Southwest Key’s Casares, however, said the nonprofit is only loosely affiliated with NCLR and couldn’t cite shared activities or programs between the two.
The Council has long been a strong Obama ally. Its former executive vice president, for example, is White House domestic policy adviser Cecilia Munoz. But earlier this year, the group’s President Janet Murguia lost patience with the White House approach on immigration, calling Obama the “deporter-in-chief” and arguing that the president had turned a blind eye to the damage done by deportations.
Legal experts familiar with rules governing tax-exempt organizations say there’s nothing wrong with two nonprofits having formal or informal links such as shared officers on their boards of directors or even shared employees as long as each nonprofit abides by IRS tax rules and limits on how much lobbying they can do on public policy matters.
“It’s not unusual for organizations that are loosely affiliated but are all tax-exempt,” said Jan Baran, a longtime ethics attorney at Wiley Rein. “There are thousands of organizations that have even more formal links like sharing the same offices.”
Still, the Council's critics questioned the connection.
Bob Dane, communications director for the Federation for American Immigration Reform, which opposes illegal immigration and wants to limit legal immigration to 300,000 individuals a year, argued that Southwest Key’s success looks unseemly.

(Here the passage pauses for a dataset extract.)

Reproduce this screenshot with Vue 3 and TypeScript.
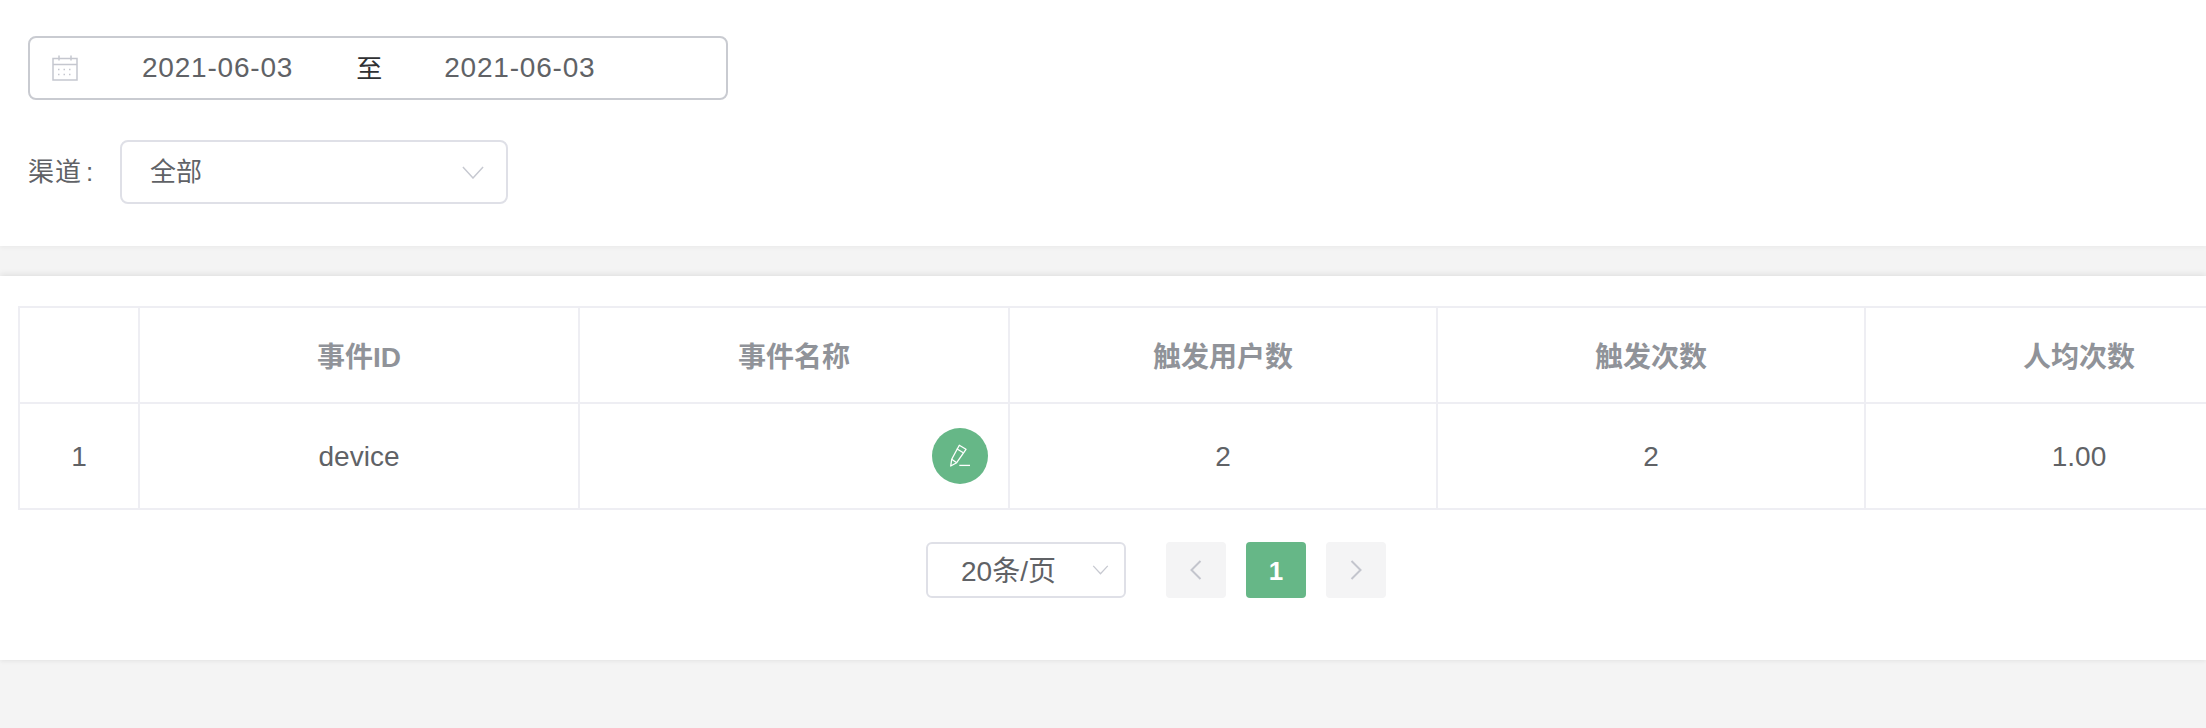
<script setup lang="ts">
const headers: string[] = ['', '事件ID', '事件名称', '触发用户数', '触发次数', '人均次数']
const widths: number[] = [120, 440, 430, 428, 428, 428]
</script>

<template>
  <div class="page">
    <section class="filters">
      <div class="range">
        <svg class="cal" viewBox="0 0 26 26" width="26" height="26" fill="none" stroke="#c5c7cf" stroke-width="1.5">
          <rect x="1" y="3.5" width="24" height="21.5" />
          <path d="M1 9.5h24M7 0.5v5M19 0.5v5" />
          <path d="M6 14.5h3M11.5 14.5h3M17 14.5h3M6 19.5h3M11.5 19.5h3M17 19.5h3" stroke-dasharray="1.5 1.5" />
        </svg>
        <span class="date first">2021-06-03</span>
        <span class="to">至</span>
        <span class="date">2021-06-03</span>
      </div>
      <div class="channel">
        <span class="label">渠道<span class="colon">:</span></span>
        <div class="select">
          <span class="value">全部</span>
          <svg class="chev" viewBox="0 0 24 14" width="22" height="13" fill="none" stroke="#c7c9d1" stroke-width="1.6"><path d="M1 1l11 12L23 1" /></svg>
        </div>
      </div>
    </section>

    <section class="panel">
      <div class="table-wrap">
        <table>
          <colgroup><col v-for="(w, i) in widths" :key="i" :style="{ width: w + 'px' }" /></colgroup>
          <thead>
            <tr><th v-for="(h, i) in headers" :key="i">{{ h }}</th></tr>
          </thead>
          <tbody>
            <tr>
              <td>1</td>
              <td>device</td>
              <td class="name">
                <button class="edit" type="button" aria-label="编辑">
                  <svg viewBox="0 0 24 26" width="24" height="26" fill="none" stroke="#fff" stroke-width="1.3" stroke-linejoin="round">
                    <path d="M11.3 2.3L18 6.3 8.7 19.7 2.7 23 3.7 16.3z" />
                    <path d="M8.7 5.7l6.6 4M3.7 16.3l5 3.4" />
                    <path d="M11.3 22.4H22" />
                  </svg>
                </button>
              </td>
              <td>2</td>
              <td>2</td>
              <td>1.00</td>
            </tr>
          </tbody>
        </table>
      </div>
      <div class="pager">
        <div class="size">
          <span class="size-text">20条/页</span>
          <svg viewBox="0 0 18 11" width="17" height="10" fill="none" stroke="#c7c9d1" stroke-width="1.4"><path d="M1 1l8 8.6L17 1" /></svg>
        </div>
        <button class="pg" type="button" aria-label="上一页">
          <svg viewBox="0 0 12 20" width="12" height="20" fill="none" stroke="#c3c5cd" stroke-width="2"><path d="M10.5 1L1.5 10l9 9" /></svg>
        </button>
        <button class="pg on" type="button"><span class="num">1</span></button>
        <button class="pg" type="button" aria-label="下一页">
          <svg viewBox="0 0 12 20" width="12" height="20" fill="none" stroke="#c3c5cd" stroke-width="2"><path d="M1.5 1l9 9-9 9" /></svg>
        </button>
      </div>
    </section>
  </div>
</template>

<style>
html, body { margin: 0; background: #f4f4f4; }
</style>

<style scoped>
.page {
  height: 728px;
  overflow: hidden;
  background: #f4f4f4;
  font-family: "Liberation Sans", "Noto Sans CJK SC", sans-serif;
  font-size: 28px;
  color: #606266;
}
.filters {
  height: 246px;
  box-sizing: border-box;
  padding: 36px 28px 0;
  background: #fff;
  box-shadow: 0 2px 4px rgba(0, 0, 0, 0.04);
}
.range {
  width: 700px;
  height: 64px;
  box-sizing: border-box;
  display: flex;
  align-items: center;
  padding-left: 22px;
  border: 2px solid #c9cbd1;
  border-radius: 8px;
}
.date { letter-spacing: 0.8px; }
.first { margin-left: 64px; }
.to { margin: 0 62px 4px 63px; color: #303133; font-size: 26px; }
.channel {
  display: flex;
  align-items: center;
  margin-top: 40px;
}
.label { width: 92px; font-size: 26px; letter-spacing: 1px; padding-bottom: 5px; }
.colon { margin-left: 4px; }
.select {
  width: 388px;
  height: 64px;
  box-sizing: border-box;
  display: flex;
  align-items: center;
  justify-content: space-between;
  padding: 0 22px 0 28px;
  border: 2px solid #dfe0e7;
  border-radius: 8px;
  font-size: 26px;
}
.value { padding-bottom: 6px; }
.panel {
  margin-top: 30px;
  height: 384px;
  padding-top: 30px;
  box-sizing: border-box;
  background: #fff;
  box-shadow: 0 -2px 6px rgba(0, 0, 0, 0.08), 0 2px 4px rgba(0, 0, 0, 0.04);
}
.table-wrap { margin-left: 18px; overflow: hidden; }
table {
  width: 2274px;
  table-layout: fixed;
  border-collapse: collapse;
  border: 2px solid #eeeef3;
}
th, td {
  border: 2px solid #eeeef3;
  padding: 0;
  text-align: center;
  font-weight: normal;
}
th {
  height: 94px;
  font-weight: bold;
  color: #909399;
}
td { height: 106px; padding-top: 1px; box-sizing: border-box; }
td.name { position: relative; padding-top: 0; }
.edit {
  position: absolute;
  top: 24px;
  right: 20px;
  width: 56px;
  height: 56px;
  padding: 0;
  border: 0;
  border-radius: 50%;
  background: #66b787;
  display: flex;
  align-items: center;
  justify-content: center;
}
.pager {
  display: flex;
  align-items: center;
  margin-top: 32px;
  padding-left: 926px;
}
.size {
  width: 200px;
  height: 56px;
  box-sizing: border-box;
  display: flex;
  align-items: center;
  justify-content: space-between;
  padding: 0 15px 0 33px;
  margin-right: 40px;
  border: 2px solid #dfe0e7;
  border-radius: 6px;
}
.size-text { padding-bottom: 3px; }
.pg {
  width: 60px;
  height: 56px;
  margin-right: 20px;
  padding: 0;
  border: 0;
  border-radius: 4px;
  background: #f4f4f5;
  display: flex;
  align-items: center;
  justify-content: center;
  font: bold 26px "Liberation Sans", sans-serif;
}
.on { background: #66b787; color: #fff; }
.num { padding-top: 2px; }
</style>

“There are a lot of kids falling through the cracks and they need a roof over their heads and food — to be cared for, but this group looks like it’s fattening its pockets on the public trough,” he said.
“La Raza is pushing the policies that are creating the chaos at the border this program is trying to address,” he said.
Health and Human Services' Office of Refugee Resettlement operates about 100 short-term shelters for unaccompanied children immigrants throughout the United States. Recently, because of the flood of unaccompanied children across the border, the agency has opened three new temporary facilities at military bases in California, Texas and Oklahoma. Southwest runs at least one of the three facilities.
Southwest has been caught up in some of the controversies in recent weeks surrounding attempts to move child immigrants flooding into Texas to shelter facilities around the country
Earlier this week, a planning commission for the north San Diego County suburb of Escondido rejected a proposed 96-bed facility for children arrested by the Border Patrol and the group is getting an assist from the American Civil Liberties Union, which is considering legally challenging the decision.
Correction: Cecilia Munoz was executive vice president of La Raza. Dr. Juan Sanchez and Anselmo Villareal are former members of the La Raza board of directors. Their titles were incorrect in an earlier version of this story. The Washington Examiner regrets the errors.